Pages as source code:
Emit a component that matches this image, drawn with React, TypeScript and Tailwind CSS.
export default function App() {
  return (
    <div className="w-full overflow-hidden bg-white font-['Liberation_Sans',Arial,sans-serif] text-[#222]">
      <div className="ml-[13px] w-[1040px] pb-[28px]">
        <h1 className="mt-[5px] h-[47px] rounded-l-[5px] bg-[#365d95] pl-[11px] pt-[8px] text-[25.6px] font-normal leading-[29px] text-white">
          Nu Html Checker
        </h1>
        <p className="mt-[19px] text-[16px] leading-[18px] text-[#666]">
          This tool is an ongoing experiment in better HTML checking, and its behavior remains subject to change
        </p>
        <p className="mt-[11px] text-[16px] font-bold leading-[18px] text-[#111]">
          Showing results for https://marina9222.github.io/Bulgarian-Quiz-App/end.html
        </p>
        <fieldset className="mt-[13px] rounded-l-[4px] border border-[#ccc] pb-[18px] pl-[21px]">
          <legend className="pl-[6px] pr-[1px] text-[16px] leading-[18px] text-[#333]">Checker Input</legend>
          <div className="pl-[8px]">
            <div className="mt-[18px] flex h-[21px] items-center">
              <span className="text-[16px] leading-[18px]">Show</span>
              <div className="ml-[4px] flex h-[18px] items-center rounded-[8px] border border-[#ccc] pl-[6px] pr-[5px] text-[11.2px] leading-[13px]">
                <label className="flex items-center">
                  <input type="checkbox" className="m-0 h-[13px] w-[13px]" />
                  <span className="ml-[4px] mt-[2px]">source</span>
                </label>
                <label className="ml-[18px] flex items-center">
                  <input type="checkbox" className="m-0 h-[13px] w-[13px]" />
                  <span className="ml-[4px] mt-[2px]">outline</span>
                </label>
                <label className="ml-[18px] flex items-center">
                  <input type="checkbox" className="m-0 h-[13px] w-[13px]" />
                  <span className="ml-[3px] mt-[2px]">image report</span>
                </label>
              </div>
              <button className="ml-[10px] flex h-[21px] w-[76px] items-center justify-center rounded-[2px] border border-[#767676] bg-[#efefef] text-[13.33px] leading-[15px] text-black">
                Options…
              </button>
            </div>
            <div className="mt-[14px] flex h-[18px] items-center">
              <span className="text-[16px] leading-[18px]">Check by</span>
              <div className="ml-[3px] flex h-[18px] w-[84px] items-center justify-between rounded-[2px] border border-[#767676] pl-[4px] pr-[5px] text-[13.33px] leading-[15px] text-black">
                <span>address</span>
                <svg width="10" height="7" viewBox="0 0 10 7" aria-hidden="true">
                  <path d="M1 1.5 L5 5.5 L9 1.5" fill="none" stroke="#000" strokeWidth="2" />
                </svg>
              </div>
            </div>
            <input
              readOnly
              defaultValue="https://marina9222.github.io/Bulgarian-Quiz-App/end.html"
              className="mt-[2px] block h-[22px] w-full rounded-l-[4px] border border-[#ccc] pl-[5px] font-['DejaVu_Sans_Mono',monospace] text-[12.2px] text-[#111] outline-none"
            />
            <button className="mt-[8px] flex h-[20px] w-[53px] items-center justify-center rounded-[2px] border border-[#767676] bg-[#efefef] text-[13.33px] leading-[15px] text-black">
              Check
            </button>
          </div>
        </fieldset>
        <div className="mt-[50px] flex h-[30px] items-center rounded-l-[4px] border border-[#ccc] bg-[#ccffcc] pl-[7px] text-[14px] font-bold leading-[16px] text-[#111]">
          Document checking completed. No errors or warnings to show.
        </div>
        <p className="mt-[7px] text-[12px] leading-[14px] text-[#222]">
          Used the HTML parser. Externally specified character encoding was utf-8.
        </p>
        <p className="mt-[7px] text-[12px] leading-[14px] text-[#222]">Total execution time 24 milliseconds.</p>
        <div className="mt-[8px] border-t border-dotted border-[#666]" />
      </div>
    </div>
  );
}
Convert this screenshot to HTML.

▶ _Job_:
Quote the listing in full, please, keeping every line exact.

▶ _Correct answer_:
Emit a component that matches this image, drawn with React, TypeScript and Tailwind CSS.
export default function App() {
  return (
    <div className="w-full overflow-hidden bg-white font-['Liberation_Sans',Arial,sans-serif] text-[#222]">
      <div className="ml-[13px] w-[1040px] pb-[28px]">
        <h1 className="mt-[5px] h-[47px] rounded-l-[5px] bg-[#365d95] pl-[11px] pt-[8px] text-[25.6px] font-normal leading-[29px] text-white">
          Nu Html Checker
        </h1>
        <p className="mt-[19px] text-[16px] leading-[18px] text-[#666]">
          This tool is an ongoing experiment in better HTML checking, and its behavior remains subject to change
        </p>
        <p className="mt-[11px] text-[16px] font-bold leading-[18px] text-[#111]">
          Showing results for https://marina9222.github.io/Bulgarian-Quiz-App/end.html
        </p>
        <fieldset className="mt-[13px] rounded-l-[4px] border border-[#ccc] pb-[18px] pl-[21px]">
          <legend className="pl-[6px] pr-[1px] text-[16px] leading-[18px] text-[#333]">Checker Input</legend>
          <div className="pl-[8px]">
            <div className="mt-[18px] flex h-[21px] items-center">
              <span className="text-[16px] leading-[18px]">Show</span>
              <div className="ml-[4px] flex h-[18px] items-center rounded-[8px] border border-[#ccc] pl-[6px] pr-[5px] text-[11.2px] leading-[13px]">
                <label className="flex items-center">
                  <input type="checkbox" className="m-0 h-[13px] w-[13px]" />
                  <span className="ml-[4px] mt-[2px]">source</span>
                </label>
                <label className="ml-[18px] flex items-center">
                  <input type="checkbox" className="m-0 h-[13px] w-[13px]" />
                  <span className="ml-[4px] mt-[2px]">outline</span>
                </label>
                <label className="ml-[18px] flex items-center">
                  <input type="checkbox" className="m-0 h-[13px] w-[13px]" />
                  <span className="ml-[3px] mt-[2px]">image report</span>
                </label>
              </div>
              <button className="ml-[10px] flex h-[21px] w-[76px] items-center justify-center rounded-[2px] border border-[#767676] bg-[#efefef] text-[13.33px] leading-[15px] text-black">
                Options…
              </button>
            </div>
            <div className="mt-[14px] flex h-[18px] items-center">
              <span className="text-[16px] leading-[18px]">Check by</span>
              <div className="ml-[3px] flex h-[18px] w-[84px] items-center justify-between rounded-[2px] border border-[#767676] pl-[4px] pr-[5px] text-[13.33px] leading-[15px] text-black">
                <span>address</span>
                <svg width="10" height="7" viewBox="0 0 10 7" aria-hidden="true">
                  <path d="M1 1.5 L5 5.5 L9 1.5" fill="none" stroke="#000" strokeWidth="2" />
                </svg>
              </div>
            </div>
            <input
              readOnly
              defaultValue="https://marina9222.github.io/Bulgarian-Quiz-App/end.html"
              className="mt-[2px] block h-[22px] w-full rounded-l-[4px] border border-[#ccc] pl-[5px] font-['DejaVu_Sans_Mono',monospace] text-[12.2px] text-[#111] outline-none"
            />
            <button className="mt-[8px] flex h-[20px] w-[53px] items-center justify-center rounded-[2px] border border-[#767676] bg-[#efefef] text-[13.33px] leading-[15px] text-black">
              Check
            </button>
          </div>
        </fieldset>
        <div className="mt-[50px] flex h-[30px] items-center rounded-l-[4px] border border-[#ccc] bg-[#ccffcc] pl-[7px] text-[14px] font-bold leading-[16px] text-[#111]">
          Document checking completed. No errors or warnings to show.
        </div>
        <p className="mt-[7px] text-[12px] leading-[14px] text-[#222]">
          Used the HTML parser. Externally specified character encoding was utf-8.
        </p>
        <p className="mt-[7px] text-[12px] leading-[14px] text-[#222]">Total execution time 24 milliseconds.</p>
        <div className="mt-[8px] border-t border-dotted border-[#666]" />
      </div>
    </div>
  );
}
Convert this screenshot to HTML.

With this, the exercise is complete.